-- Start DATA EXTRACT --

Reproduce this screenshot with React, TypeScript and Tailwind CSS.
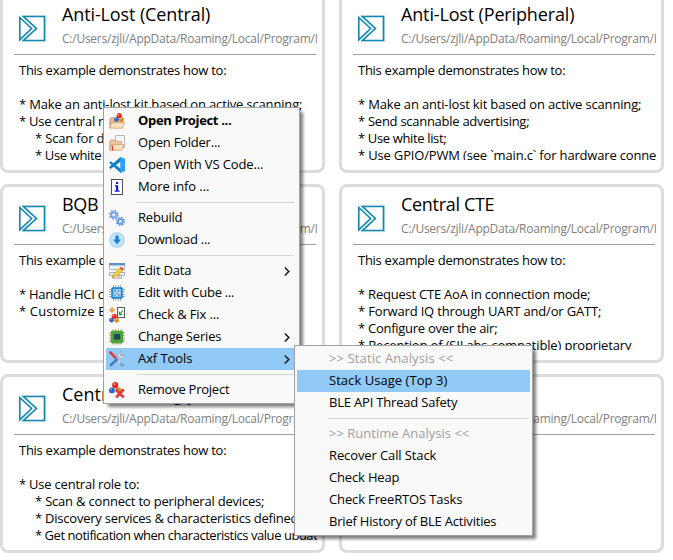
import { useLayoutEffect, useRef, useState, type ReactNode } from "react";

type Line = { text: string; w: number; indent?: boolean };

/** One line of text whose letter spacing is set so that it fills the given width. */
function Fit({ text, w, className = "" }: { text: string; w: number; className?: string }) {
  const ref = useRef<HTMLSpanElement>(null);
  const [spacing, setSpacing] = useState(0);
  useLayoutEffect(() => {
    if (ref.current) {
      const natural = ref.current.getBoundingClientRect().width - spacing * text.length;
      setSpacing((w + 0.3 - natural) / text.length);
    }
  }, [text, w]);
  return (
    <span ref={ref} className={"inline-block whitespace-pre " + className} style={{ letterSpacing: spacing }}>
      {text}
    </span>
  );
}

function ProjectLogo() {
  return (
    <svg className="h-[29px] w-[29px] shrink-0" viewBox="0 0 29 29" fill="none">
      <path d="M4.2 1.4H27.8V27.8H4.2" stroke="#d9dfe2" strokeWidth="0.8" />
      <path d="M5.5 2.5H26.5V26.5H5.5L18.4 14.5Z" stroke="#1089b1" strokeWidth="1.7" />
      <path d="M1.8 3.5L13.6 14.5L1.8 25.8Z" fill="white" stroke="#1089b1" strokeWidth="1.6" />
    </svg>
  );
}

function Card({ title, titleW, lines }: { title: string; titleW: number; lines: Line[] }) {
  return (
    <section className="h-[179px] w-[325px] overflow-hidden rounded-[8px] border-[3px] border-[#dcdcdc] bg-white pl-[11px]">
      <header className="flex h-[57px] w-[303px] overflow-hidden pl-1">
        <div className="pt-[17px]">
          <ProjectLogo />
        </div>
        <div className="ml-[15px] min-w-0 flex-1 overflow-hidden whitespace-nowrap">
          <h2 className="h-8 pt-1 text-[18px] leading-[26px] text-black">
            {title ? <Fit text={title} w={titleW} /> : null}
          </h2>
          <p className="text-[12px] leading-[19px] text-[#808080]">
            <Fit text="C:/Users/zjli/AppData/Roaming/Local/Program/I" w={255.5} />
          </p>
        </div>
      </header>
      <div className="h-px w-[302px] bg-[#a0a0a0]" />
      <div className="h-[105px] w-[303px] overflow-hidden pt-[7px] pl-[5px] text-[13px] leading-[17px] text-black">
        {lines.map((l, i) => (
          <div key={i} className={l.indent ? "h-[17px] pl-4" : "h-[17px]"}>
            {l.text ? <Fit text={l.text} w={l.w} /> : null}
          </div>
        ))}
      </div>
    </section>
  );
}

const intro: Line[] = [
  { text: "This example demonstrates how to:", w: 207 },
  { text: "", w: 0 },
];

const cards: { title: string; titleW: number; lines: Line[] }[] = [
  {
    title: "Anti-Lost (Central)",
    titleW: 148,
    lines: [
      ...intro,
      { text: "* Make an anti-lost kit based on active scanning;", w: 283 },
      { text: "* Use central role to:", w: 120 },
      { text: "* Scan for devices;", w: 108, indent: true },
      { text: "* Use white list;", w: 88, indent: true },
    ],
  },
  {
    title: "Anti-Lost (Peripheral)",
    titleW: 173,
    lines: [
      ...intro,
      { text: "* Make an anti-lost kit based on active scanning;", w: 283 },
      { text: "* Send scannable advertising;", w: 171 },
      { text: "* Use white list;", w: 88 },
      { text: "* Use GPIO/PWM (see `main.c` for hardware connec", w: 304 },
    ],
  },
  {
    title: "BQB",
    titleW: 36,
    lines: [...intro, { text: "* Handle HCI commands;", w: 147 }, { text: "* Customize BQB;", w: 110 }],
  },
  {
    title: "Central CTE",
    titleW: 93,
    lines: [
      ...intro,
      { text: "* Request CTE AoA in connection mode;", w: 232 },
      { text: "* Forward IQ through UART and/or GATT;", w: 243 },
      { text: "* Configure over the air;", w: 139 },
      { text: "* Reception of (SILabs-compatible) proprietary", w: 273 },
    ],
  },
  {
    title: "Central Debug y",
    titleW: 134,
    lines: [
      ...intro,
      { text: "* Use central role to:", w: 120 },
      { text: "* Scan & connect to peripheral devices;", w: 229, indent: true },
      { text: "* Discovery services & characteristics defined", w: 263, indent: true },
      { text: "* Get notification when characteristics value updat", w: 282, indent: true },
    ],
  },
  { title: "", titleW: 0, lines: [] },
];

function Icon({ children }: { children: ReactNode }) {
  return (
    <svg className="h-4 w-4 shrink-0" viewBox="0 0 16 16" fill="none">
      {children}
    </svg>
  );
}

function Balls({ x, y }: { x: number; y: number }) {
  return (
    <g transform={`translate(${x} ${y})`}>
      <circle cx="2.4" cy="6.4" r="2.4" fill="#2c62c4" />
      <circle cx="7.6" cy="6.6" r="2.4" fill="#cf8d25" />
      <circle cx="5.2" cy="2.6" r="2.6" fill="#e02a24" />
      <circle cx="4.4" cy="1.8" r="0.9" fill="#ff8a7c" />
      <circle cx="1.8" cy="5.6" r="0.8" fill="#7fa7ee" />
      <circle cx="7" cy="5.8" r="0.8" fill="#f3c877" />
    </g>
  );
}

const icons = {
  project: (
    <Icon>
      <path d="M0.8 14.5V6L2 4.8H5L6 6.2H13.5V14.5Z" fill="#e8b98a" stroke="#cc9461" strokeWidth="0.8" />
      <Balls x={5} y={0} />
      <path d="M0.8 15.2L2.8 9.4H15.5L13.4 15.2Z" fill="#fae0c2" stroke="#d59f70" strokeWidth="0.8" />
    </Icon>
  ),
  folder: (
    <Icon>
      <path d="M6.5 0.5H15.5V12.5H6.5Z" fill="#f7f9fa" stroke="#a3aaaf" strokeWidth="0.8" />
      <path d="M0.8 14.5V6L2 4.8H5L6 6.2H12.5V14.5Z" fill="#efc7a0" stroke="#cf9a6c" strokeWidth="0.8" />
      <path d="M0.8 15.2L2.6 9.4H15L13 15.2Z" fill="#fae0c2" stroke="#d59f70" strokeWidth="0.8" />
      <path d="M2.5 11H4.5M3.5 11V15.2M2.5 15H4.5" stroke="#e2403a" strokeWidth="1" />
    </Icon>
  ),
  code: (
    <Icon>
      <path d="M11.4 0.2L15.8 2.1V13.9L11.4 15.8L0.2 5.8L1.7 4.3L11.7 11.8V4.2L1.7 11.7L0.2 10.2Z" fill="#1282c8" />
      <path d="M0.2 10.2L11.4 0.2V4.4L1.7 11.7Z" fill="#1282c8" />
      <path d="M11.4 0.2L15.8 2.1V13.9L11.4 15.8Z" fill="#28a3ec" />
    </Icon>
  ),
  info: (
    <Icon>
      <rect x="2.5" y="0.5" width="11" height="15" fill="white" stroke="#505058" />
      <path d="M7 3H9.2V5H7ZM5.8 6.3H9.2V11.5H10.6V12.8H5.6V11.5H7V7.5H5.8Z" fill="#1010f0" />
    </Icon>
  ),
  gears: (
    <Icon>
      <circle cx="4.8" cy="4.8" r="4" stroke="#5f92dc" strokeWidth="1.6" strokeDasharray="1.6 1.54" />
      <circle cx="4.8" cy="4.8" r="2.6" fill="#e7f0fc" stroke="#7aa6e6" strokeWidth="2" />
      <circle cx="11.4" cy="11.4" r="3.8" stroke="#4e84d4" strokeWidth="1.6" strokeDasharray="1.5 1.48" />
      <circle cx="11.4" cy="11.4" r="2.4" fill="#e7f0fc" stroke="#6f9de2" strokeWidth="2" />
    </Icon>
  ),
  download: (
    <Icon>
      <circle cx="8" cy="8" r="7.8" fill="#a9d3f6" />
      <circle cx="8" cy="8" r="6.4" fill="#cbe5fb" />
      <path d="M6.4 3.6H9.6V7.6H12L8 12.4L4 7.6H6.4Z" fill="#1b83e2" />
    </Icon>
  ),
  edit: (
    <Icon>
      <path d="M0.5 0.5H15.5V6.5H0.5Z" fill="#eef1f4" stroke="#b8bcc4" />
      <path d="M0 0H16V2.4H0Z" fill="#668fc5" />
      <path d="M0.5 9.5H15.5V12.3H0.5ZM3.5 12.5H12.5V15.3H3.5ZM6 9.5V12.3M10 9.5V15" fill="#f2f2f2" stroke="#a6a6aa" strokeWidth="0.9" />
      <path d="M3.6 14.6L4.8 11L11 4.8L13.6 7.2L7.3 13.4Z" fill="#f3d234" stroke="#b48d1c" strokeWidth="0.5" />
      <path d="M10.8 5.2L12.2 3.8L14.7 6.2L13.4 7.6Z" fill="#e8382d" />
    </Icon>
  ),
  cube: (
    <Icon>
      <path d="M4.5 0V16M6.5 0V16M9.5 0V16M11.5 0V16M0 4.5H16M0 6.5H16M0 9.5H16M0 11.5H16" stroke="#8ea4b8" strokeWidth="0.9" />
      <rect x="2.3" y="2.3" width="11.4" height="11.4" rx="1" fill="#1f83d2" />
      <rect x="4.2" y="4.2" width="7.6" height="7.6" fill="#b9dcf5" stroke="#72b5e8" strokeWidth="0.6" />
      <path d="M5.5 5.5H7V7H5.5ZM9 5.5H10V7H9ZM7 8H8.5V9H7ZM5.5 9.5H6.5V11H5.5ZM9 9.5H10.5V10.7H9Z" fill="#35709d" />
    </Icon>
  ),
  check: (
    <Icon>
      <path d="M3 0L6 3L3 6L0 3Z" fill="#ee9438" />
      <circle cx="3" cy="3" r="1.1" fill="#f9ca90" />
      <rect x="8.5" y="0.5" width="7" height="10" fill="white" stroke="#54605a" />
      <path d="M10.4 4.6V7.6H13.4M10.7 7.3L13.8 3.6" stroke="#2f9c35" strokeWidth="1.2" />
      <Balls x={0.1} y={6.7} />
    </Icon>
  ),
  chip: (
    <Icon>
      <path d="M4 0.5V15.5M6.7 0.5V15.5M9.3 0.5V15.5M12 0.5V15.5M0.5 4H15.5M0.5 6.7H15.5M0.5 9.3H15.5M0.5 12H15.5" stroke="#bd9a4b" strokeWidth="1.3" />
      <rect x="1.8" y="1.8" width="12.4" height="12.4" rx="1.4" fill="#4aa544" />
      <rect x="4.8" y="5" width="6.4" height="5.6" fill="#26484e" />
    </Icon>
  ),
  tools: (
    <Icon>
      <path d="M1.4 1.4L6.6 7" stroke="#d63b42" strokeWidth="2.6" strokeLinecap="round" />
      <path d="M7 7.6L12.2 13" stroke="#d8dce4" strokeWidth="1.3" />
      <path d="M11.4 12.2L14.4 15.2" stroke="#8594ad" strokeWidth="2" />
      <path d="M2 14L8.4 8" stroke="#4d79c5" strokeWidth="2.8" strokeLinecap="round" />
      <path d="M8.4 8L10.8 5.7" stroke="#b7c0cc" strokeWidth="2.5" />
      <path d="M12.9 0.9C9.5 0.2 8 3.8 9.8 6.2C11.8 8.2 15.7 6.8 15.3 3.3L13 5.1L11.2 4.7L10.9 2.8Z" fill="#f1f3f5" stroke="#8b97a7" strokeWidth="0.8" />
    </Icon>
  ),
  remove: (
    <Icon>
      <circle cx="9.4" cy="8" r="2.8" fill="#cf8d25" />
      <circle cx="2.9" cy="8.4" r="2.9" fill="#2c62c4" />
      <circle cx="2.2" cy="7.5" r="0.9" fill="#7fa7ee" />
      <circle cx="6.2" cy="3.2" r="3.1" fill="#e32b25" />
      <circle cx="5.3" cy="2.2" r="1" fill="#ff8c80" />
      <path d="M6.8 7.8L14.8 15.4M14.8 7.4L7.2 15.4" stroke="#e13a35" strokeWidth="2.8" />
    </Icon>
  ),
};

type Entry = {
  label?: string;
  w?: number;
  icon?: keyof typeof icons;
  bold?: boolean;
  arrow?: boolean;
  active?: boolean;
  muted?: boolean;
};

const mainMenu: Entry[] = [
  { label: "Open Project ...", w: 93, icon: "project", bold: true },
  { label: "Open Folder...", w: 82, icon: "folder" },
  { label: "Open With VS Code...", w: 125, icon: "code" },
  { label: "More info ...", w: 71, icon: "info" },
  {},
  { label: "Rebuild", w: 44, icon: "gears" },
  { label: "Download ...", w: 72, icon: "download" },
  {},
  { label: "Edit Data", w: 53, icon: "edit", arrow: true },
  { label: "Edit with Cube ...", w: 96, icon: "cube" },
  { label: "Check & Fix ...", w: 81, icon: "check" },
  { label: "Change Series", w: 83, icon: "chip", arrow: true },
  { label: "Axf Tools", w: 54, icon: "tools", arrow: true, active: true },
  {},
  { label: "Remove Project", w: 91, icon: "remove" },
];

const subMenu: Entry[] = [
  { label: ">> Static Analysis <<", w: 124, muted: true },
  { label: "Stack Usage (Top 3)", w: 118, active: true },
  { label: "BLE API Thread Safety", w: 128 },
  {},
  { label: ">> Runtime Analysis <<", w: 140, muted: true },
  { label: "Recover Call Stack", w: 107 },
  { label: "Check Heap", w: 70 },
  { label: "Check FreeRTOS Tasks", w: 133 },
  { label: "Brief History of BLE Activities", w: 167 },
];

function Menu({ entries, className }: { entries: Entry[]; className: string }) {
  return (
    <nav
      className={
        "absolute border border-[#a0a0a0] bg-[#f9f9f9] p-0.5 text-[13px] text-black shadow-[4px_4px_3px_-1px_rgba(0,0,0,0.5)] " +
        className
      }
    >
      {entries.map((e, i) =>
        e.label ? (
          <div key={i} className={"flex h-[22px] items-center pr-[7px] pl-[3px] " + (e.active ? "bg-[#91c9f7]" : "")}>
            <span className="mr-[13px] flex w-4">{e.icon ? icons[e.icon] : null}</span>
            <Fit
              text={e.label}
              w={e.w ?? 0}
              className={
                "pb-0.5 leading-[20px] " + (e.bold ? "font-bold " : "") + (e.muted ? "text-[#a0a0a0]" : "")
              }
            />
            {e.arrow ? (
              <svg className="ml-auto h-[9px] w-[6px]" viewBox="0 0 6 9" fill="none">
                <path d="M0.8 0.6L4.8 4.5L0.8 8.4" stroke="#111" strokeWidth="1.4" />
              </svg>
            ) : null}
          </div>
        ) : (
          <div key={i} className="h-[9px] pt-1 pr-[3px] pl-[31px]">
            <div className="h-px bg-[#d3d3d3]" />
          </div>
        ),
      )}
    </nav>
  );
}

export default function App() {
  return (
    <main className="relative h-[560px] w-[673px] overflow-hidden bg-white font-['Open_Sans','Noto_Sans',sans-serif]">
      <div className="-mt-[6px] grid w-[664px] grid-cols-[325px_325px] gap-x-[14px] gap-y-[11px]">
        {cards.map((c, i) => (
          <Card key={i} {...c} />
        ))}
      </div>
      <Menu entries={mainMenu} className="top-[107px] left-[103px] w-[197px]" />
      <Menu entries={subMenu} className="top-[345px] left-[294px] w-[239px]" />
    </main>
  );
}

-- End DATA EXTRACT --

→ **GIVEN TASK**: Transcribe the opening line of the listing above, please, and every line after it through the line with "number; indent?: boolean", word for word, without pictures.

→ **EXERCISE RESULT**:
Reproduce this screenshot with React, TypeScript and Tailwind CSS.
import { useLayoutEffect, useRef, useState, type ReactNode } from "react";

type Line = { text: string; w: number; indent?: boolean };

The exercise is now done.